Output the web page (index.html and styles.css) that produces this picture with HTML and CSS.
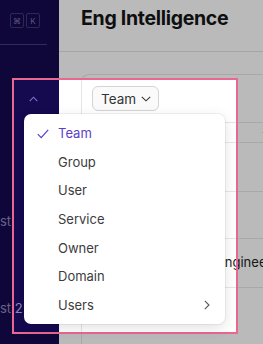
FILE: index.html
```html
<!DOCTYPE html>
<html lang="en">
<head>
  <meta charset="UTF-8">
  <meta name="viewport" content="width=device-width, initial-scale=1.0">
  <title>Eng Intelligence</title>
  <link rel="stylesheet" href="styles.css">
</head>
<body>
  <aside class="sidebar">
    <div class="shortcut">
      <span class="key">⌘</span>
      <span class="key">K</span>
    </div>
    <div class="side-divider"></div>
    <div class="side-group">
      <svg class="chev-up" width="9" height="6" viewBox="0 0 9 6"><path d="M0.7 5.2 L4.5 1.2 L8.3 5.2" fill="none" stroke="currentColor" stroke-width="1.1"/></svg>
    </div>
    <div class="side-item first">st</div>
    <div class="side-item second">st 2</div>
  </aside>

  <main class="main">
    <header class="topbar">
      <h1>Eng Intelligence</h1>
    </header>
    <section class="content">
      <div class="card">
        <button class="group-btn">Team
          <svg width="10" height="6" viewBox="0 0 10 6"><path d="M0.8 0.8 L5 4.8 L9.2 0.8" fill="none" stroke="currentColor" stroke-width="1.1"/></svg>
        </button>
        <div class="table">
          <div class="row head"><span class="cell-end">-</span></div>
          <div class="row tall"></div>
          <div class="row mid"></div>
          <div class="row tall"><span class="cell">Engineering</span></div>
          <div class="row"></div>
        </div>
      </div>
    </section>
  </main>

  <div class="spotlight"></div>

  <div class="menu">
    <div class="menu-item active">
      <svg class="check" width="12" height="10" viewBox="0 0 12 10"><path d="M0.8 5.2 L4.2 8.6 L11.2 0.8" fill="none" stroke="currentColor" stroke-width="1.2"/></svg>
      Team
    </div>
    <div class="menu-item">Group</div>
    <div class="menu-item">User</div>
    <div class="menu-item">Service</div>
    <div class="menu-item">Owner</div>
    <div class="menu-item">Domain</div>
    <div class="menu-item">Users
      <svg class="chev-right" width="6" height="10" viewBox="0 0 6 10"><path d="M0.8 0.8 L5 5 L0.8 9.2" fill="none" stroke="currentColor" stroke-width="1.1"/></svg>
    </div>
  </div>
</body>
</html>
```

FILE: styles.css
```css
* { box-sizing: border-box; }
body {
  margin: 0;
  width: 263px;
  height: 344px;
  overflow: hidden;
  display: flex;
  font-family: Inter, "Noto Sans", sans-serif;
  background: #fff;
  position: relative;
}
.sidebar {
  width: 59px;
  flex: none;
  background: #150950;
  color: #8e88b8;
  position: relative;
}
.shortcut {
  display: flex;
  gap: 2px;
  margin: 13px 0 0 10px;
}
.key {
  width: 14px;
  height: 15px;
  border: 1px solid #403777;
  border-radius: 2px;
  font-size: 8px;
  color: #7d77ad;
  display: flex;
  align-items: center;
  justify-content: center;
}
.side-divider {
  margin-top: 16px;
  width: 47px;
  height: 1px;
  background: #443c86;
}
.side-group {
  height: 56px;
  display: flex;
  align-items: flex-end;
  padding-left: 29px;
  color: #7e74cc;
}
.chev-up { display: block; margin-bottom: -1px; }
.side-item {
  font-size: 13px;
  line-height: 16px;
}
.side-item.first { margin-top: 112px; }
.side-item.second { margin-top: 71px; }

.main {
  flex: 1;
  min-width: 0;
}
.topbar {
  height: 52px;
  border-bottom: 1px solid #e3e3e3;
  padding-left: 22px;
}
.topbar h1 {
  margin: 0;
  padding-top: 6px;
  font-size: 19.5px;
  font-weight: 700;
  letter-spacing: -0.3px;
  color: #151515;
}
.content {
  padding: 22px 0 0 22px;
}
.card {
  border: 1px solid #e6e6e6;
  border-right: none;
  border-radius: 8px 0 0 8px;
  padding-top: 11px;
  height: 280px;
  overflow: hidden;
}
.group-btn {
  margin-left: 10px;
  height: 25px;
  padding: 0 7px 0 8px;
  border: 1px solid #d4d4d4;
  border-radius: 6px;
  background: #fafafa;
  font-family: inherit;
  font-size: 13.5px;
  color: #333;
  display: flex;
  align-items: center;
  gap: 5px;
}
.table { margin-top: 11px; }
.row {
  height: 48px;
  border-top: 1px solid #e6e6e6;
  position: relative;
}
.row.head { height: 20px; }
.row.mid { height: 47px; }
.row.tall { height: 49px; }
.cell {
  position: absolute;
  left: 135px;
  top: 15px;
  font-size: 13px;
  color: #222;
  white-space: nowrap;
}
.cell-end {
  position: absolute;
  left: 180px;
  top: 1px;
  font-size: 13px;
  color: #222;
}

.spotlight {
  position: absolute;
  left: 12px;
  top: 78px;
  width: 226px;
  height: 256px;
  border: 2.5px solid #e8688f;
  box-shadow: 0 0 0 999px rgba(0, 0, 0, 0.27);
  pointer-events: none;
}
.menu {
  position: absolute;
  left: 24px;
  top: 114px;
  width: 201px;
  height: 210px;
  padding: 4.7px 0;
  background: #fff;
  border-radius: 7px;
  box-shadow: 0 0 0 1px rgba(0, 0, 0, 0.05), 0 4px 14px rgba(0, 0, 0, 0.12);
}
.menu-item {
  height: 28.7px;
  padding-left: 34px;
  padding-right: 15px;
  display: flex;
  align-items: center;
  font-size: 13px;
  color: #3c3c3c;
  position: relative;
}
.menu-item.active { color: #5a3ec8; }
.check {
  position: absolute;
  left: 13px;
  top: 10px;
}
.chev-right {
  margin-left: auto;
  color: #555;
}
```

· · · ·

◆ **Task directions**
Quote the preceding listing precisely and completely, omitting its images.

◆ **Output below**
Output the web page (index.html and styles.css) that produces this picture with HTML and CSS.
FILE: index.html
```html
<!DOCTYPE html>
<html lang="en">
<head>
  <meta charset="UTF-8">
  <meta name="viewport" content="width=device-width, initial-scale=1.0">
  <title>Eng Intelligence</title>
  <link rel="stylesheet" href="styles.css">
</head>
<body>
  <aside class="sidebar">
    <div class="shortcut">
      <span class="key">⌘</span>
      <span class="key">K</span>
    </div>
    <div class="side-divider"></div>
    <div class="side-group">
      <svg class="chev-up" width="9" height="6" viewBox="0 0 9 6"><path d="M0.7 5.2 L4.5 1.2 L8.3 5.2" fill="none" stroke="currentColor" stroke-width="1.1"/></svg>
    </div>
    <div class="side-item first">st</div>
    <div class="side-item second">st 2</div>
  </aside>

  <main class="main">
    <header class="topbar">
      <h1>Eng Intelligence</h1>
    </header>
    <section class="content">
      <div class="card">
        <button class="group-btn">Team
          <svg width="10" height="6" viewBox="0 0 10 6"><path d="M0.8 0.8 L5 4.8 L9.2 0.8" fill="none" stroke="currentColor" stroke-width="1.1"/></svg>
        </button>
        <div class="table">
          <div class="row head"><span class="cell-end">-</span></div>
          <div class="row tall"></div>
          <div class="row mid"></div>
          <div class="row tall"><span class="cell">Engineering</span></div>
          <div class="row"></div>
        </div>
      </div>
    </section>
  </main>

  <div class="spotlight"></div>

  <div class="menu">
    <div class="menu-item active">
      <svg class="check" width="12" height="10" viewBox="0 0 12 10"><path d="M0.8 5.2 L4.2 8.6 L11.2 0.8" fill="none" stroke="currentColor" stroke-width="1.2"/></svg>
      Team
    </div>
    <div class="menu-item">Group</div>
    <div class="menu-item">User</div>
    <div class="menu-item">Service</div>
    <div class="menu-item">Owner</div>
    <div class="menu-item">Domain</div>
    <div class="menu-item">Users
      <svg class="chev-right" width="6" height="10" viewBox="0 0 6 10"><path d="M0.8 0.8 L5 5 L0.8 9.2" fill="none" stroke="currentColor" stroke-width="1.1"/></svg>
    </div>
  </div>
</body>
</html>
```

FILE: styles.css
```css
* { box-sizing: border-box; }
body {
  margin: 0;
  width: 263px;
  height: 344px;
  overflow: hidden;
  display: flex;
  font-family: Inter, "Noto Sans", sans-serif;
  background: #fff;
  position: relative;
}
.sidebar {
  width: 59px;
  flex: none;
  background: #150950;
  color: #8e88b8;
  position: relative;
}
.shortcut {
  display: flex;
  gap: 2px;
  margin: 13px 0 0 10px;
}
.key {
  width: 14px;
  height: 15px;
  border: 1px solid #403777;
  border-radius: 2px;
  font-size: 8px;
  color: #7d77ad;
  display: flex;
  align-items: center;
  justify-content: center;
}
.side-divider {
  margin-top: 16px;
  width: 47px;
  height: 1px;
  background: #443c86;
}
.side-group {
  height: 56px;
  display: flex;
  align-items: flex-end;
  padding-left: 29px;
  color: #7e74cc;
}
.chev-up { display: block; margin-bottom: -1px; }
.side-item {
  font-size: 13px;
  line-height: 16px;
}
.side-item.first { margin-top: 112px; }
.side-item.second { margin-top: 71px; }

.main {
  flex: 1;
  min-width: 0;
}
.topbar {
  height: 52px;
  border-bottom: 1px solid #e3e3e3;
  padding-left: 22px;
}
.topbar h1 {
  margin: 0;
  padding-top: 6px;
  font-size: 19.5px;
  font-weight: 700;
  letter-spacing: -0.3px;
  color: #151515;
}
.content {
  padding: 22px 0 0 22px;
}
.card {
  border: 1px solid #e6e6e6;
  border-right: none;
  border-radius: 8px 0 0 8px;
  padding-top: 11px;
  height: 280px;
  overflow: hidden;
}
.group-btn {
  margin-left: 10px;
  height: 25px;
  padding: 0 7px 0 8px;
  border: 1px solid #d4d4d4;
  border-radius: 6px;
  background: #fafafa;
  font-family: inherit;
  font-size: 13.5px;
  color: #333;
  display: flex;
  align-items: center;
  gap: 5px;
}
.table { margin-top: 11px; }
.row {
  height: 48px;
  border-top: 1px solid #e6e6e6;
  position: relative;
}
.row.head { height: 20px; }
.row.mid { height: 47px; }
.row.tall { height: 49px; }
.cell {
  position: absolute;
  left: 135px;
  top: 15px;
  font-size: 13px;
  color: #222;
  white-space: nowrap;
}
.cell-end {
  position: absolute;
  left: 180px;
  top: 1px;
  font-size: 13px;
  color: #222;
}

.spotlight {
  position: absolute;
  left: 12px;
  top: 78px;
  width: 226px;
  height: 256px;
  border: 2.5px solid #e8688f;
  box-shadow: 0 0 0 999px rgba(0, 0, 0, 0.27);
  pointer-events: none;
}
.menu {
  position: absolute;
  left: 24px;
  top: 114px;
  width: 201px;
  height: 210px;
  padding: 4.7px 0;
  background: #fff;
  border-radius: 7px;
  box-shadow: 0 0 0 1px rgba(0, 0, 0, 0.05), 0 4px 14px rgba(0, 0, 0, 0.12);
}
.menu-item {
  height: 28.7px;
  padding-left: 34px;
  padding-right: 15px;
  display: flex;
  align-items: center;
  font-size: 13px;
  color: #3c3c3c;
  position: relative;
}
.menu-item.active { color: #5a3ec8; }
.check {
  position: absolute;
  left: 13px;
  top: 10px;
}
.chev-right {
  margin-left: auto;
  color: #555;
}
```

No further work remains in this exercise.